The borrower’s first notification is usually a written notice from the lender stating that proof of insurance is required. A second notice follows, often within 10 to 14 days, warning of impending force-placed coverage. Many borrowers either ignore the first notice (assuming it is a routine letter) or attempt to provide the same fraudulent ID card a second time. Both responses trigger the force-placed coverage.
The force-placed coverage trigger and what it costs
Force-placed insurance, sometimes called collateral protection insurance, is a policy the lender purchases on the borrower’s behalf when proof of valid coverage cannot be established. The premium is added to the loan balance or billed separately. NAIC consumer alerts have flagged that force-placed coverage typically costs 3 to 4 times market rate for the same vehicle.
For a 2022 Mazda CX-5 financed at $26,000, market-rate full coverage at average risk runs $90 to $130 a month. Force-placed coverage on the same vehicle through a lender-arranged carrier commonly runs $240 to $310 a month, per the most recent state insurance department filings. The differential covers the lender’s cost of carrying additional risk on the loan and is structured for the lender’s benefit, not the borrower’s.
The cost compounds. Force-placed coverage typically backdates to the date of the first failed verification. A borrower discovering the fraud at day 60 may face a back-billing of two months of premium ($500 to $620) added to the loan balance. The premium continues at the force-placed rate until the borrower provides proof of valid coverage, which means buying a new legitimate policy from a different agent or carrier.
For more on how the math plays out and what it does to your monthly payment, see our breakdown on force-placed insurance on a financed car.
Verify your policy in 90 seconds
Three lookups confirm a policy is legitimate. Run all three before the lender does.
First, check the agent’s license on the state insurance department website. Every state regulator publishes a free producer license lookup. Enter the agent’s name and the policy number. If the agent does not appear in the state database, the policy was not sold by a licensed producer in your state. Stop there.
Second, call the carrier directly at the phone number listed on the carrier’s official website (not the number on the ID card or the agent’s email signature). Ask the carrier’s policy service line to confirm the policy number. The carrier will either confirm the policy exists at the terms shown on the ID card, confirm it exists at different terms, or confirm no policy is on file. The last two answers mean the policy is fraudulent or materially altered.
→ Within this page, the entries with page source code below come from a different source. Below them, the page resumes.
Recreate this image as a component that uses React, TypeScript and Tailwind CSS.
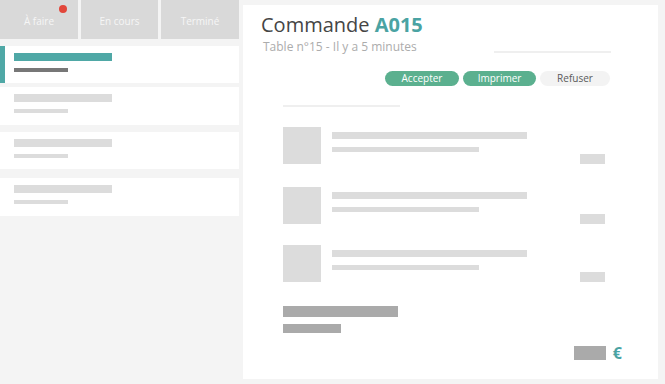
import React from 'react';

const tabs = [
    { label: 'À faire', w: 'w-[78px]', dot: true },
    { label: 'En cours', w: 'w-[77px]', dot: false },
    { label: 'Terminé', w: 'w-[78px]', dot: false },
];

const orders = [
    { active: true, mt: 'mt-[7px]', h: 'h-[37px]' },
    { active: false, mt: 'mt-[4px]', h: 'h-[38px]' },
    { active: false, mt: 'mt-[7px]', h: 'h-[37px]' },
    { active: false, mt: 'mt-[9px]', h: 'h-[38px]' },
];

const lines = [
    { mt: 'mt-[20px]' },
    { mt: 'mt-[23px]' },
    { mt: 'mt-[21px]' },
];

export default function App() {
    return (
        <div className="w-[665px] h-[384px] bg-[#f4f4f4] flex overflow-hidden" style={{ fontFamily: '"Open Sans", "Noto Sans", sans-serif' }}>
            {/* sidebar */}
            <aside className="w-[239px] flex flex-col">
                <div className="h-[39px] flex gap-[3px]">
                    {tabs.map((t) => (
                        <div key={t.label} className={`${t.w} relative bg-[#d9d9d9] flex items-center justify-center pt-[3px] text-[10px] text-[#f6f6f6]`}>
                            {t.label}
                            {t.dot && <span className="absolute left-[59px] top-[5px] w-[8px] h-[8px] rounded-full bg-[#e2463a]" />}
                        </div>
                    ))}
                </div>
                {orders.map((o, i) => (
                    <div key={i} className={`${o.mt} ${o.h} bg-white relative flex flex-col pl-[14px] pt-[7px]`}>
                        {o.active && <span className="absolute left-0 top-0 bottom-0 w-[5px] bg-[#4fa8a6]" />}
                        <div className={`w-[98px] h-[8px] ${o.active ? 'bg-[#4fa8a6]' : 'bg-[#dcdcdc]'}`} />
                        <div className={`w-[54px] h-[4px] mt-[7px] ${o.active ? 'bg-[#777777]' : 'bg-[#dcdcdc]'}`} />
                    </div>
                ))}
            </aside>

            {/* order detail */}
            <main className="ml-[4px] mt-[5px] w-[415px] h-[374px] bg-white flex flex-col">
                <div className="flex pl-[18px] pt-[6px]">
                    <div className="flex flex-col">
                        <h1 className="text-[20px] leading-[28px] text-[#454545]">
                            Commande <span className="font-bold text-[#4aa3a3]">A015</span>
                        </h1>
                        <p className="ml-[2px] text-[12px] leading-[16px] text-[#acacac]">Table n°15 - Il y a 5 minutes</p>
                    </div>
                    <div className="ml-auto mr-[47px] mt-[40px] w-[117px] h-[2px] bg-[#efefef]" />
                </div>

                <div className="flex justify-end gap-[4px] mt-[16px] mr-[48px] text-[10px] leading-[15px]">
                    <button className="w-[74px] h-[15px] rounded-full bg-[#5bb08f] text-white">Accepter</button>
                    <button className="w-[73px] h-[15px] rounded-full bg-[#5bb08f] text-white">Imprimer</button>
                    <button className="w-[70px] h-[15px] rounded-full bg-[#f3f3f3] text-[#5a5a5a]">Refuser</button>
                </div>

                <div className="ml-[40px] mt-[19px] w-[117px] h-[2px] bg-[#efefef]" />

                {lines.map((l, i) => (
                    <div key={i} className={`${l.mt} flex pl-[40px] pr-[53px]`}>
                        <div className="w-[38px] h-[37px] bg-[#dcdcdc]" />
                        <div className="ml-[11px] pt-[5px] flex flex-col">
                            <div className="w-[195px] h-[7px] bg-[#dcdcdc]" />
                            <div className="mt-[8px] w-[147px] h-[5px] bg-[#dcdcdc]" />
                        </div>
                        <div className="ml-auto mt-[27px] w-[25px] h-[10px] bg-[#dcdcdc]" />
                    </div>
                ))}

                <div className="ml-[40px] mt-[24px] w-[115px] h-[11px] bg-[#aaaaaa]" />
                <div className="ml-[40px] mt-[7px] w-[58px] h-[9px] bg-[#aaaaaa]" />

                <div className="flex items-center justify-end mt-[12px] mr-[36px]">
                    <div className="w-[32px] h-[14px] bg-[#aaaaaa]" />
                    <span className="ml-[7px] text-[16px] leading-[16px] font-bold text-[#4aa3a3]">€</span>
                </div>
            </main>
        </div>
    );
}
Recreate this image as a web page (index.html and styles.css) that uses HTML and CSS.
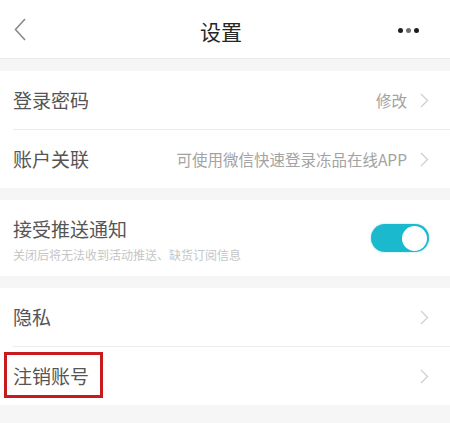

Third, log into the carrier’s customer portal directly. Every major carrier maintains a free customer portal with policy documents, ID cards, and billing history. If the policy is real, you should be able to register the policy number to your account and see the documents. If the portal returns no match, the policy is not on the carrier’s books.
What to do if you discover the policy is fake
If any of the three checks fail, treat the policy as nonexistent. Buy a legitimate replacement policy immediately from a licensed carrier or direct insurer (Geico, Progressive, State Farm, Allstate, USAA, or any carrier verified on the state insurance department database). Bind coverage effective immediately and forward proof of insurance to your lender the same day.
Report the fraud to your state insurance department fraud bureau and to the NICB. Filing matters even if the dollar loss is small, because it builds the case file regulators need to revoke producer licenses or pursue criminal charges. Keep copies of all ID cards, payment confirmations, and communications with the fake agent for the file.

Notify your lender in writing as soon as the new policy is in place. If force-placed coverage has already started, the new policy will replace it, but the back-billed force-placed premium has to be requested for refund separately. Most lenders will credit the unused portion back to the loan balance once new coverage is verified.
Ready to compare your options? Get a free auto insurance quote and make sure your coverage meets your lender’s requirements.
Frequently asked questions
How do I know if my auto insurance is real?
Check the producer license on your state insurance department website, call the carrier directly at the phone number listed on the carrier’s official site (not the agent’s), and log into the carrier’s customer portal with the policy number. If any of those three steps fail to return a match, treat the policy as fraudulent and replace it immediately.
Why are financed cars the target for ghost insurance?
Lenders require proof of insurance at funding and reverify on a 30 to 60 day cycle. Fraudsters sell the fake policy at close to market premium, the buyer thinks they are insured, and the lender accepts the ID card at funding. The fraud surfaces only at reverification, after the fraudster has been paid and is unreachable.
What is force-placed insurance and how is it different from normal coverage?
Force-placed insurance is a policy your lender buys on your behalf when proof of valid coverage cannot be established. It protects the lender’s collateral interest in the vehicle, not the borrower’s interests. It typically costs 3 to 4 times market rate, often has higher deductibles, and may exclude coverage for personal injury or other risks a normal policy would cover.
Will buying a new legitimate policy stop the force-placed coverage right away?
The new policy stops new force-placed premium from being added, but any premium already billed during the gap between fraud discovery and new coverage usually stays on the loan until the lender processes the refund. Notify your lender in writing the same day the new policy binds and request a refund of the unused portion.
Does ghost insurance affect my credit score?
The fraudulent policy itself does not appear on a credit report. The downstream effects can. If force-placed coverage is added to the loan balance and the borrower stops paying because the higher payment is unaffordable, late payments and collections will appear on the credit report. Resolving the coverage gap fast is the cheapest credit protection.